The governance of ocean commons has become a crucial issue in Anthropocene, as the exploitation of marine resources and the degradation of the marine environment have become increasingly pressing global concerns.

However, the concept of ocean commons has arguably received too little theoretical and critical attention. While generally the concept of ocean commons refers to marine areas beyond national jurisdiction (ABNJ), where no state enjoys sovereignty, sovereign rights, or exclusive jurisdiction, we suggest that there is a need to a) explore with a rich array of approaches the theory and the governance of ocean commons today at global and regional level and b) problematize this exclusively spatio-legal imagination of ocean commons. The latter, in particular, fails to capture the full range of issues, questions, domains and material realities, as well as the intersections of all commons – terrestrial, aerial or oceanic – across multiple dimensions (environment and climate, biodiversity, security, rights of human and non-human, living and non-living materialities etc.) that might need to be qualified as ocean commons, regardless of their jurisdictional status under the Convention on the Law of the Sea. Additionally, this spatio-legal imagination of the ocean commons also refracts, in the negative, as a lack, the idea of sovereignty: i.e. ocean commons are those areas that lack a sovereign.

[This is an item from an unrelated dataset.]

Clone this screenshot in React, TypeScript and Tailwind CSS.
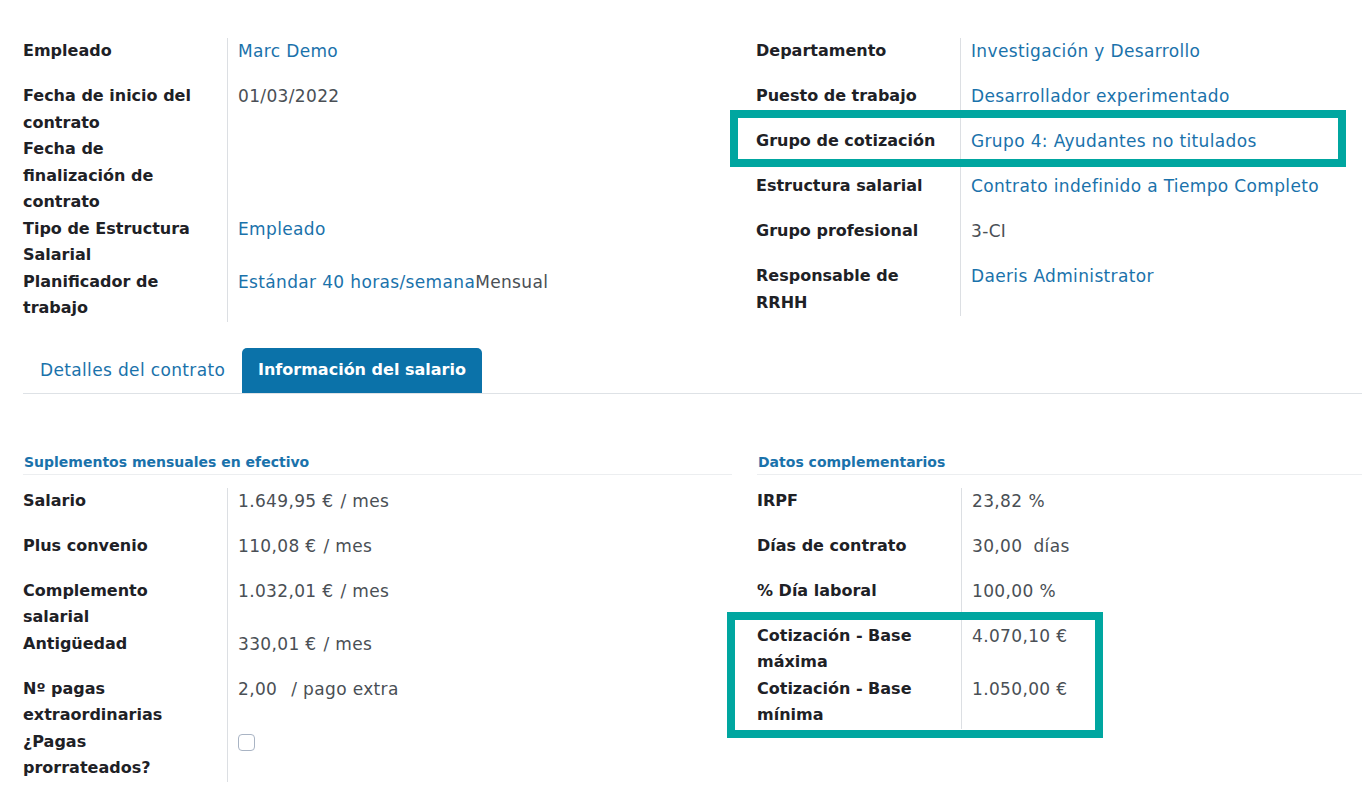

The conference aims to bring together scholars spanning the full range of theoretical and methodological inclinations – doctrinal, contextual, critical, posthuman, feminist etc. - but also to open up to inter- trans- and cross-disciplinary conversations, with the view of interrogating ocean commons, models of governance, legal rules and principles, agencies, and future trajectories. The conference will provide a unique platform for in-depth examination and discussion of a number of relevant themes and key areas of inquiry, including, for example, and in no particular order:

  • Critical examinations of the current legal framework for ocean commons
  • Analyses of existing principles governing the commons
  • Interaction across international legal domains (law of the sea, trade, human rights etc.) and across plural legal orders (international, domestic, indigenous etc.)
  • Theoretical and methodological questions related to the notion of ocean commons
  • Alternative and novel approaches to the governance of ocean commons, including the role of non-sovereign agency (indigenous peoples, local communities, nature) and alternative legalities (e.g. legal pluralism) in the governance of ocean commons
  • The relationship between ocean commons and ocean justice
  • Future imaginaries of ocean commons governance
  • Comparative questions on global (and local) commons
  • Emerging and consolidating challenges to the governance of ocean commons (novel technologies, geopolitical shifts, climate change etc.)
  • The new implementation agreement of UNCLOS on the conservation and sustainable use of marine biodiversity in areas beyond national jurisdiction (BBNJ)
  • The governance of regional commons

NCLOS invites engagements with and contributions to one or more of these themes.

This conference will provide an opportunity for academics, practitioners, and policymakers to engage in interdisciplinary dialogue and to contribute to the ongoing debate on ocean commons governance. In addition, leading experts are invited to give keynote lectures.